Friday, April 5, 2013

Asian Globalization and Latin America


In the late 1990s and early 2000s, I collaborated with Steve Heine at Florida International University on a project called “Asian Globalization and Latin America.”  Funded by a U. S. Department of Education Title VI-D grant and sponsored by FIU’s Latin American and Caribbean Center (http://lacc.fiu.edu/), our grant spawned research in Pacific Rim studies and the forerunners of BRICS (the association of the emerging economies of Brazil-Russia-India-China-South Africa). The focus of that early research and dissemination was the multi-level relationships between the established and emerging economies of East Asia and those of Latin America. A large amount of our work dealt with the Japan-Brazil connections, beginning with the arrival at the port of Santos of the Kasato Maru in 1908, and continuing up to the so-called “return immigration” of Nikkei-Brazilian workers to Japan in the late 1980s and into the 1990s. Ironically, the beginning of Japanese immigration into Brazil was motivated by two contrary perceptions of Japanese racial identity: the “Gentlemen’s Agreement” of 1907 between the U.S. and Japan designed to curtail the immigration of Japanese manual labor into California in part as a response to anti-Japanese public opinion, and the re-marketing of Japanese identity as “white Asians” in order to promote immigration as laborers for Brazil’s booming coffee plantations at the beginning of the Twentieth Century. For a detailed discussion of Japanese immigration as part of the “whitening” of Brazil see Jeffrey Lesser’s Negotiating National Identity: Immigrants, Minorities, and the Struggle for Ethnicity in Brazil; also see Searching for Home Abroad: Japanese Brazilians and Transnationalism (Lesser, ed.)

At the same time that we began work on the grant, the second stage of Deng Xiaoping’s economic reforms started opening doors for foreign direct investment in the People’s Republic of China. The Asian globalization issues that developed from this policy revolved around the balancing of opportunities present in the pent-up commercial demands of a country with about a billion inhabitants, against the risks intrinsic in foreign enterprise coupled with at times contradictory stances from a government not accustomed to free-market practices. As we progressed into the first decade of the new millennium, the Chinese economy loomed immense in the world commercial outlook. The economic advantages of large numbers of very low-paid workers, and of minimal workplace regulations in terms of working conditions and salaries, combined to enable a flood of low-cost Chinese goods. The market realities led to China being able to undercut similar goods from Latin American producers even as many of the region’s economies strived to attain more stable and developed economies.
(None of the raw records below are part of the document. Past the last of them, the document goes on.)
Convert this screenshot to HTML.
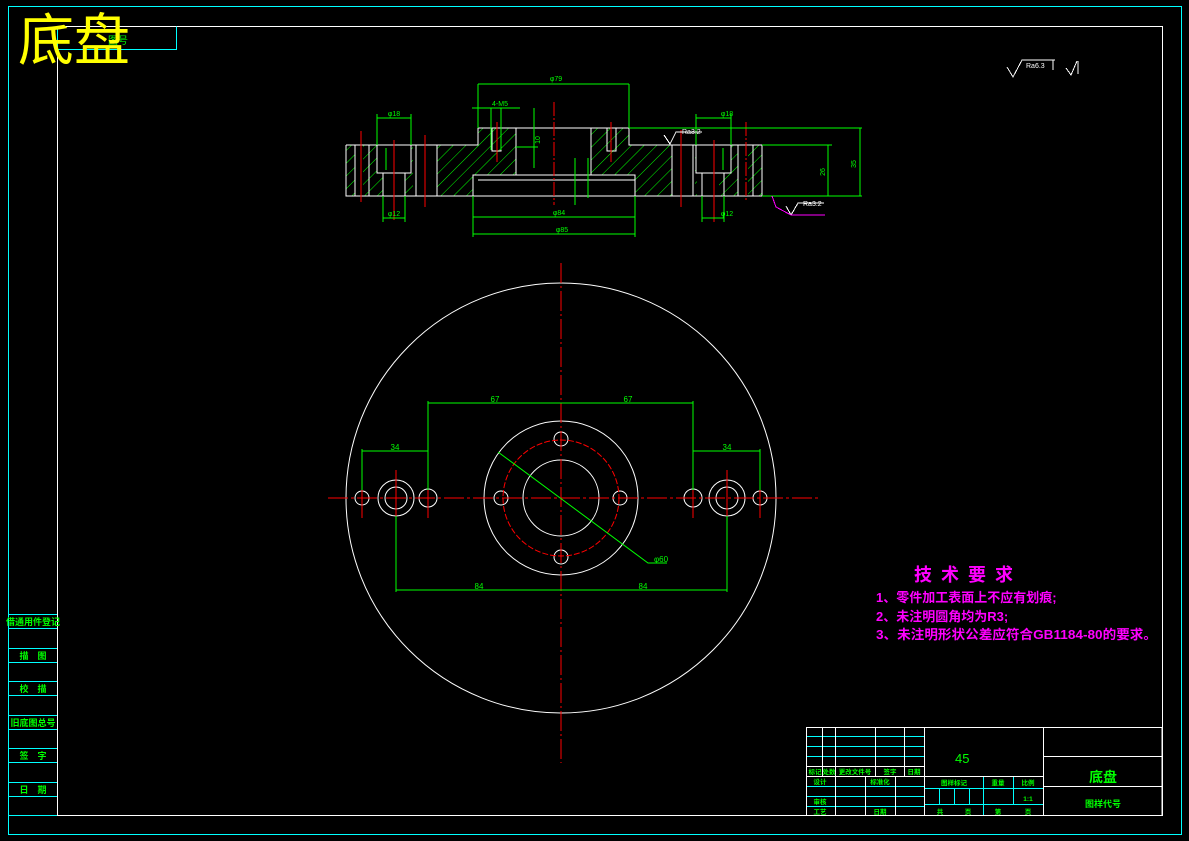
<!DOCTYPE html>
<html><head><meta charset="utf-8"><style>
html,body{margin:0;padding:0;background:#000;}
svg{display:block;}
text{font-family:"Liberation Sans","Noto Sans CJK SC",sans-serif;}
</style></head><body>
<svg width="1189" height="841" viewBox="0 0 1189 841" xmlns="http://www.w3.org/2000/svg" shape-rendering="crispEdges">
<defs>
<pattern id="h" patternUnits="userSpaceOnUse" width="9" height="9" patternTransform="rotate(45)">
<line x1="0" y1="0" x2="0" y2="9" stroke="#00ff00" stroke-width="1"/>
</pattern>
</defs>
<rect width="1189" height="841" fill="#000"/>
<rect x="8.5" y="6.5" width="1173" height="828" fill="none" stroke="#00ffff"/>
<rect x="57.5" y="26.5" width="1105" height="789" fill="none" stroke="#fff"/>
<polyline points="57.5,26.5 57.5,49.5 176.5,49.5 176.5,26.5" fill="none" stroke="#00ffff"/>
<text x="108" y="44" font-size="10" fill="#00ff00">图号</text>
<text x="18" y="60" font-size="56" fill="#ffff00" font-family="Noto Sans CJK SC,sans-serif">底盘</text>

<g stroke="#00ffff">
<line x1="8" y1="614.5" x2="57" y2="614.5"/><line x1="8" y1="628.5" x2="57" y2="628.5"/>
<line x1="8" y1="648.5" x2="57" y2="648.5"/><line x1="8" y1="662.5" x2="57" y2="662.5"/>
<line x1="8" y1="681.5" x2="57" y2="681.5"/><line x1="8" y1="695.5" x2="57" y2="695.5"/>
<line x1="8" y1="715.5" x2="57" y2="715.5"/><line x1="8" y1="729.5" x2="57" y2="729.5"/>
<line x1="8" y1="748.5" x2="57" y2="748.5"/><line x1="8" y1="762.5" x2="57" y2="762.5"/>
<line x1="8" y1="782.5" x2="57" y2="782.5"/><line x1="8" y1="796.5" x2="57" y2="796.5"/>
<line x1="8" y1="815.5" x2="57" y2="815.5"/>
</g>
<g fill="#00ff00" font-size="9" font-weight="bold" text-anchor="middle">
<text x="33" y="625">借通用件登记</text>
<text x="33" y="659">描　图</text>
<text x="33" y="692">校　描</text>
<text x="33" y="726">旧底图总号</text>
<text x="33" y="759">签　字</text>
<text x="33" y="793">日　期</text>
</g>

<g stroke="#fff" fill="none">
<polyline points="1007,67 1013,77 1022,60 1055,60"/><line x1="1053" y1="60" x2="1053" y2="70"/>
<polyline points="1066,68 1071,75 1077,61"/><line x1="1078" y1="61" x2="1078" y2="74"/>
</g>
<text x="1026" y="68" font-size="7" fill="#fff">Ra6.3</text>

<g>
<rect x="346" y="145" width="91" height="51" fill="url(#h)"/>
<rect x="437" y="128" width="79" height="68" fill="url(#h)"/>
<rect x="591" y="128" width="81" height="68" fill="url(#h)"/>
<rect x="672" y="145" width="90" height="51" fill="url(#h)"/>
<rect x="437" y="120" width="41" height="25" fill="#000"/>
<rect x="629" y="120" width="43" height="25" fill="#000"/>
<rect x="473" y="175" width="162" height="21" fill="#000"/>
<rect x="516" y="128" width="75" height="47" fill="#000"/>
<rect x="377" y="145" width="34" height="28" fill="#000"/>
<rect x="383" y="173" width="22" height="23" fill="#000"/>
<rect x="413" y="145" width="24" height="51" fill="#000"/>
<rect x="697" y="173" width="22" height="23" fill="#000"/>
<rect x="696" y="145" width="35" height="28" fill="#000"/>
<rect x="672" y="145" width="23" height="51" fill="#000"/>
<rect x="738" y="145" width="10" height="51" fill="#000"/>
<rect x="355" y="145" width="8" height="51" fill="#000"/>
</g>
<g stroke="#fff" fill="none">
<polyline points="346,145 478,145 478,128 629,128 629,145 762,145 762,196 346,196 346,145"/>
<rect x="473" y="175" width="162" height="21"/>
<line x1="478" y1="180" x2="635" y2="180"/>
<line x1="516" y1="128" x2="516" y2="175"/><line x1="591" y1="128" x2="591" y2="175"/>
<rect x="377" y="145" width="34" height="28"/><rect x="383" y="173" width="22" height="23"/>
<rect x="696" y="145" width="35" height="28"/><rect x="702" y="173" width="22" height="23"/>
<line x1="355" y1="145" x2="355" y2="196"/><line x1="369" y1="145" x2="369" y2="196"/>
<line x1="437" y1="145" x2="437" y2="196"/><line x1="416" y1="145" x2="416" y2="196"/>
<line x1="672" y1="145" x2="672" y2="196"/><line x1="693" y1="145" x2="693" y2="196"/>
<line x1="738" y1="145" x2="738" y2="196"/><line x1="753" y1="145" x2="753" y2="196"/>
<rect x="492" y="128" width="9" height="23"/><rect x="607" y="128" width="9" height="23"/>
</g>
<g stroke="#ff0000">
<line x1="361" y1="131" x2="361" y2="202"/><line x1="394" y1="140" x2="394" y2="220"/>
<line x1="425" y1="135" x2="425" y2="207"/><line x1="497" y1="122" x2="497" y2="162"/>
<line x1="554" y1="102" x2="554" y2="205" stroke-dasharray="14,2,2,2"/>
<line x1="611" y1="122" x2="611" y2="162"/><line x1="681" y1="130" x2="681" y2="207"/>
<line x1="714" y1="140" x2="714" y2="222"/><line x1="746" y1="122" x2="746" y2="200" stroke-dasharray="14,2,2,2"/>
</g>
<g stroke="#00ff00" fill="none">
<line x1="478" y1="84" x2="629" y2="84"/><line x1="478" y1="84" x2="478" y2="128"/><line x1="629" y1="84" x2="629" y2="128"/>
<line x1="472" y1="108" x2="520" y2="108"/><line x1="491" y1="108" x2="491" y2="150"/><line x1="501" y1="108" x2="501" y2="150"/>
<line x1="377" y1="118" x2="411" y2="118"/><line x1="377" y1="114" x2="377" y2="145"/><line x1="411" y1="114" x2="411" y2="145"/>
<line x1="383" y1="218" x2="405" y2="218"/><line x1="383" y1="196" x2="383" y2="222"/><line x1="405" y1="196" x2="405" y2="222"/>
<line x1="696" y1="118" x2="731" y2="118"/><line x1="696" y1="114" x2="696" y2="145"/><line x1="731" y1="114" x2="731" y2="145"/>
<line x1="702" y1="218" x2="724" y2="218"/><line x1="702" y1="196" x2="702" y2="222"/><line x1="724" y1="196" x2="724" y2="222"/>
<line x1="473" y1="217" x2="635" y2="217"/><line x1="473" y1="234" x2="635" y2="234"/>
<line x1="473" y1="196" x2="473" y2="237"/><line x1="635" y1="196" x2="635" y2="237"/>
<line x1="629" y1="128" x2="862" y2="128"/><line x1="762" y1="196" x2="862" y2="196"/><line x1="762" y1="145" x2="832" y2="145"/>
<line x1="860" y1="128" x2="860" y2="196"/><line x1="828" y1="145" x2="828" y2="196"/>
<line x1="534" y1="108" x2="534" y2="168"/><line x1="516" y1="147" x2="538" y2="147"/>
<line x1="575" y1="158" x2="575" y2="205"/><line x1="588" y1="158" x2="588" y2="198"/>
<line x1="386" y1="148" x2="386" y2="170"/><line x1="723" y1="148" x2="723" y2="170"/>
</g>
<g fill="#00ff00" font-size="7" text-anchor="middle">
<text x="556" y="81">φ79</text><text x="500" y="106">4-M5</text>
<text x="394" y="116">φ18</text><text x="394" y="216">φ12</text>
<text x="727" y="116">φ18</text><text x="727" y="216">φ12</text>
<text x="559" y="215">φ84</text><text x="562" y="232">φ85</text>
<text x="856" y="164" transform="rotate(-90 856 164)">35</text>
<text x="825" y="172" transform="rotate(-90 825 172)">26</text>
<text x="540" y="140" transform="rotate(-90 540 140)">10</text>
</g>
<g stroke="#fff" fill="none">
<polyline points="664,135 670,144 676,132 702,132"/><polyline points="786,206 791,215 798,203 824,203"/>
</g>
<polyline points="772,196 776,207 791,215" stroke="#ff00ff" fill="none"/>
<line x1="791" y1="215" x2="825" y2="215" stroke="#ff00ff"/>
<g fill="#fff" font-size="7"><text x="682" y="134">Ra3.2</text><text x="803" y="206">Ra3.2</text></g>

<g stroke="#fff" fill="none" shape-rendering="auto">
<circle cx="561" cy="498" r="215"/>
<circle cx="561" cy="498" r="77"/>
<circle cx="561" cy="498" r="38"/>
<circle cx="561" cy="439" r="7"/><circle cx="561" cy="557" r="7"/>
<circle cx="501" cy="498" r="7"/><circle cx="620" cy="498" r="7"/>
<circle cx="362" cy="498" r="7"/><circle cx="396" cy="498" r="18"/><circle cx="396" cy="498" r="11"/>
<circle cx="428" cy="498" r="9"/><circle cx="693" cy="498" r="9"/>
<circle cx="727" cy="498" r="18"/><circle cx="727" cy="498" r="11"/><circle cx="760" cy="498" r="7"/>
</g>
<circle cx="561" cy="498" r="58" stroke="#ff0000" fill="none" stroke-dasharray="6,2" shape-rendering="auto"/>
<g stroke="#ff0000">
<line x1="328" y1="498" x2="818" y2="498" stroke-dasharray="20,3,3,3"/>
<line x1="561" y1="263" x2="561" y2="763" stroke-dasharray="20,3,2,3"/>
<line x1="396" y1="470" x2="396" y2="526"/><line x1="727" y1="470" x2="727" y2="526"/>
<line x1="362" y1="478" x2="362" y2="518"/><line x1="760" y1="478" x2="760" y2="518"/>
<line x1="428" y1="478" x2="428" y2="518"/><line x1="693" y1="478" x2="693" y2="518"/>
</g>
<g stroke="#00ff00" fill="none">
<line x1="428" y1="403" x2="693" y2="403"/>
<line x1="428" y1="401" x2="428" y2="490"/><line x1="693" y1="401" x2="693" y2="490"/>
<line x1="362" y1="451" x2="428" y2="451"/><line x1="693" y1="451" x2="760" y2="451"/>
<line x1="362" y1="449" x2="362" y2="490"/><line x1="760" y1="449" x2="760" y2="490"/>
<line x1="396" y1="590" x2="727" y2="590"/>
<line x1="396" y1="516" x2="396" y2="592"/><line x1="727" y1="516" x2="727" y2="592"/>
<polyline points="498,452 648,563 667,563" shape-rendering="auto"/>
</g>
<g fill="#00ff00" font-size="8" text-anchor="middle">
<text x="495" y="402">67</text><text x="628" y="402">67</text>
<text x="395" y="450">34</text><text x="727" y="450">34</text>
<text x="479" y="589">84</text><text x="643" y="589">84</text>
<text x="661" y="562">φ60</text>
</g>

<g fill="#ff00ff" font-family="Noto Serif CJK SC,serif" font-weight="bold">
<text x="914" y="581" font-size="18" letter-spacing="9">技术要求</text>
<text x="876" y="602" font-size="13">1、零件加工表面上不应有划痕;</text>
<text x="876" y="621" font-size="13">2、未注明圆角均为R3;</text>
<text x="876" y="639" font-size="13" textLength="281" lengthAdjust="spacingAndGlyphs">3、未注明形状公差应符合GB1184-80的要求。</text>
</g>

<g stroke="#00ffff">
<line x1="806" y1="736.5" x2="924" y2="736.5"/><line x1="806" y1="746.5" x2="924" y2="746.5"/><line x1="806" y1="756.5" x2="924" y2="756.5"/>
<line x1="806" y1="786.5" x2="924" y2="786.5"/><line x1="806" y1="796.5" x2="924" y2="796.5"/><line x1="806" y1="806.5" x2="924" y2="806.5"/>
<line x1="924" y1="788.5" x2="1043" y2="788.5"/><line x1="924" y1="804.5" x2="1043" y2="804.5"/>
<line x1="983.5" y1="776" x2="983.5" y2="815"/><line x1="1013.5" y1="776" x2="1013.5" y2="804"/>
<line x1="939.5" y1="788" x2="939.5" y2="804"/><line x1="954.5" y1="788" x2="954.5" y2="804"/><line x1="969.5" y1="788" x2="969.5" y2="804"/>
</g>
<g stroke="#fff" fill="none">
<rect x="806.5" y="727.5" width="355.5" height="88"/>
<line x1="806" y1="766.5" x2="924" y2="766.5"/><line x1="806" y1="776.5" x2="1043" y2="776.5"/>
<line x1="822.5" y1="727" x2="822.5" y2="776"/><line x1="835.5" y1="727" x2="835.5" y2="815"/>
<line x1="875.5" y1="727" x2="875.5" y2="776"/><line x1="904.5" y1="727" x2="904.5" y2="776"/>
<line x1="865.5" y1="776" x2="865.5" y2="815"/><line x1="895.5" y1="776" x2="895.5" y2="815"/>
<line x1="924.5" y1="727" x2="924.5" y2="815"/><line x1="1043.5" y1="727" x2="1043.5" y2="815"/>
<line x1="1043" y1="756.5" x2="1162" y2="756.5"/><line x1="1043" y1="786.5" x2="1162" y2="786.5"/>
</g>
<g fill="#00ff00" font-size="6.5" font-weight="bold" text-anchor="middle">
<text x="815" y="774">标记</text><text x="829" y="774">处数</text><text x="855" y="774">更改文件号</text><text x="890" y="774">签字</text><text x="914" y="774">日期</text>
<text x="820" y="784">设计</text><text x="880" y="784">标准化</text>
<text x="820" y="804">审核</text><text x="820" y="814">工艺</text><text x="880" y="814">日期</text>
<text x="954" y="785">图样标记</text><text x="998" y="785">重量</text><text x="1028" y="785">比例</text>
<text x="1028" y="801">1:1</text>
<text x="940" y="814">共</text><text x="968" y="814">页</text><text x="998" y="814">第</text><text x="1028" y="814">页</text>
<text x="1103" y="807" font-size="9">图样代号</text>
</g>
<text x="955" y="763" font-size="13" fill="#00ff00">45</text>
<text x="1103" y="782" font-size="14" font-weight="bold" fill="#00ff00" text-anchor="middle" font-family="Noto Sans CJK SC,sans-serif">底盘</text>
</svg>
</body></html>
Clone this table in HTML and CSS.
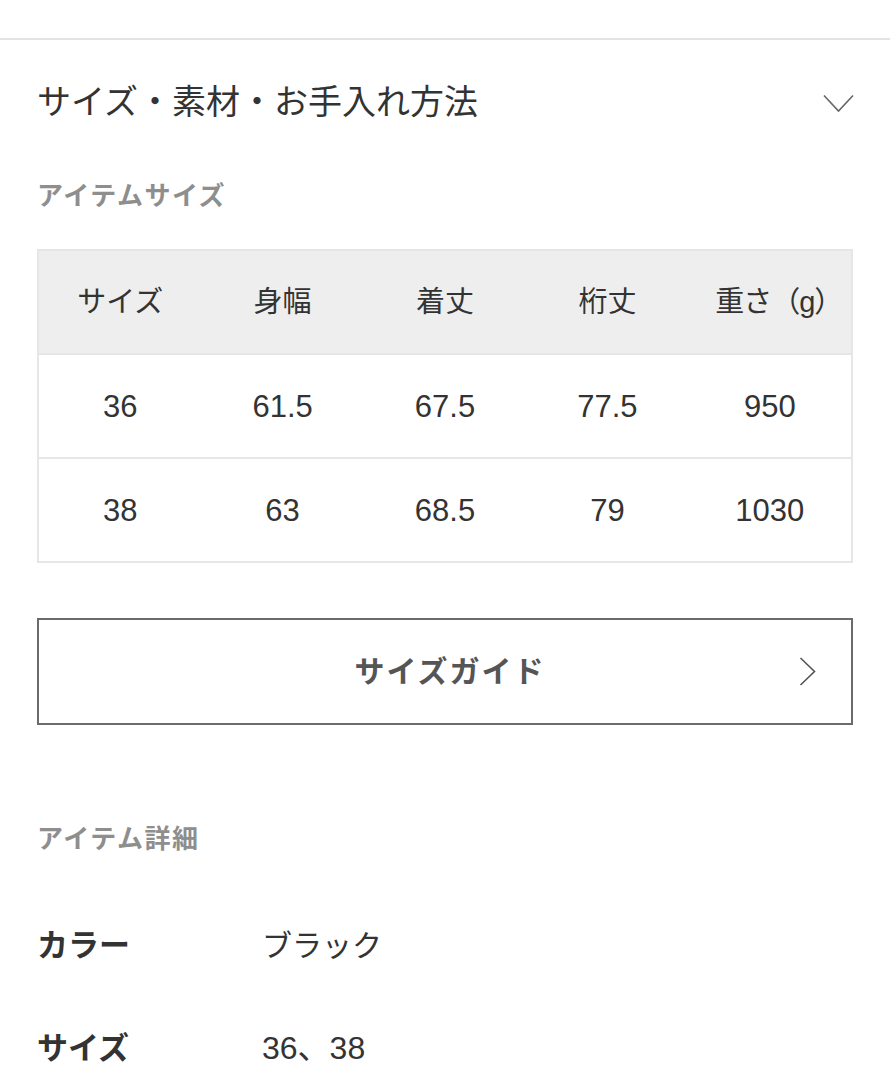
FILE: index.html
```html
<!DOCTYPE html>
<html lang="ja">
<head>
<meta charset="utf-8">
<link rel="stylesheet" href="styles.css">
</head>
<body>
<div class="page">
  <div class="divider"></div>
  <section class="accordion">
    <div class="acc-head">
      <h2 class="acc-title">サイズ・素材・お手入れ方法</h2>
      <svg class="chev-down" width="31" height="19" viewBox="0 0 31 19"><polyline points="1,1.5 15.5,17 30,1.5" fill="none" stroke="#666" stroke-width="1.6"/></svg>
    </div>
    <div class="acc-body">
      <h3 class="sub">アイテムサイズ</h3>
      <div class="size-table">
        <div class="row head">
          <div class="cell">サイズ</div>
          <div class="cell">身幅</div>
          <div class="cell">着丈</div>
          <div class="cell">桁丈</div>
          <div class="cell weight">重さ（g）</div>
        </div>
        <div class="row">
          <div class="cell">36</div>
          <div class="cell">61.5</div>
          <div class="cell">67.5</div>
          <div class="cell">77.5</div>
          <div class="cell">950</div>
        </div>
        <div class="row">
          <div class="cell">38</div>
          <div class="cell">63</div>
          <div class="cell">68.5</div>
          <div class="cell">79</div>
          <div class="cell">1030</div>
        </div>
      </div>
      <a class="guide-btn" href="#">
        <span class="guide-label">サイズガイド</span>
        <svg class="chev-right" width="17" height="29" viewBox="0 0 17 29"><polyline points="1.5,1 15.5,14.5 1.5,28" fill="none" stroke="#555" stroke-width="1.6"/></svg>
      </a>
      <h3 class="sub detail-title">アイテム詳細</h3>
      <dl class="details">
        <div class="drow"><dt>カラー</dt><dd>ブラック</dd></div>
        <div class="drow"><dt>サイズ</dt><dd class="num">36、38</dd></div>
      </dl>
    </div>
  </section>
</div>
</body>
</html>
```
FILE: styles.css
```css
* { box-sizing: border-box; }
html, body { margin: 0; padding: 0; background: #fff; }
body {
  font-family: "Liberation Sans", "Noto Sans CJK JP", sans-serif;
  color: #333;
}
.page { width: 890px; }
.divider { margin-top: 38px; height: 2px; background: #e3e3e3; }
.accordion { padding: 0 37px; }
.acc-head {
  display: flex;
  align-items: center;
  justify-content: space-between;
  height: 124px;
}
.acc-title {
  margin: 0;
  font-size: 34px;
  font-weight: 400;
  color: #333;
  line-height: 1;
}
.chev-down { margin-right: -1px; margin-top: 2px; }
.sub {
  margin: 0;
  font-size: 26px;
  font-weight: 700;
  color: #8e8e8e;
  line-height: 1;
  letter-spacing: 1.5px;
  padding-top: 19px;
}
.size-table {
  margin-top: 40px;
  border: 2px solid #e6e6e6;
  border-bottom: 0;
}
.row {
  display: grid;
  grid-template-columns: repeat(5, 1fr);
  height: 104px;
  border-bottom: 2px solid #e6e6e6;
  align-items: center;
}
.row.head { background: #eeeeee; }
.cell {
  text-align: center;
  font-size: 31px;
  color: #333;
  line-height: 1;
}
.row.head .cell { font-size: 29px; }
.row.head .cell.weight { letter-spacing: -1px; padding-left: 18px; }
.guide-btn {
  display: flex;
  align-items: center;
  justify-content: center;
  position: relative;
  margin-top: 55px;
  height: 107px;
  border: 2px solid #6b6b6b;
  text-decoration: none;
}
.guide-label {
  font-size: 30px;
  font-weight: 700;
  color: #555;
  line-height: 1;
  letter-spacing: 2px;
  margin-left: 10px;
}
.chev-right { position: absolute; right: 35px; top: 37px; }
.detail-title { margin-top: 82px; }
.details { margin: 0; padding-top: 78px; }
.drow { display: flex; align-items: center; }
.drow + .drow { margin-top: 71px; }
dt {
  width: 225px;
  font-size: 31px;
  font-weight: 700;
  color: #333;
  line-height: 1;
}
dd {
  margin: 0;
  font-size: 30px;
  color: #333;
  line-height: 1;
}
dd.num { font-size: 32px; }
```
Chinese made “knock-off” goods also led to conflicts of international intellectual property rights, a problem that had previous existed in Latin American economies during the periods of import substitution models in the 1970s and 1980s. The 2010s have seen a new role for Chinese products: a move toward not merely “Made in China” but rather “Created and Made in China.” As a Brazilian engineer put it after a 2012 trade show in Europe, in the past we would see armies of Chinese engineers roving the stands taking notes, and four to six months later the Chinese imitation products would hit the world markets. Now it’s the Chinese who have mounted their own stands with original products, especially high-end, luxury designs. In other words, the Chinese have leap-frogged over much of the Latin American industrial production while maintaining their output of lower-end, mass productions. This is viewed by many as an economic threat to the relative stability that the economies of Argentina, Brazil, Chile and Mexico have experienced since the beginning of the recession that struck the U.S. and the Euro Zone.

As I write these words, Kim Jong-un’s saber rattling dominates global concerns regarding Asia. Headlines in Latin America’s major newspapers, such as the Jornal do Brasil and Argentina’s Clarín, share the concerns expressed in all major world media. As North Korean missiles stand poised for launch, international and regional interactions with Japan, China, and other East Asian countries – especially South Korean – also face the threat of disruption and potential global economic impact.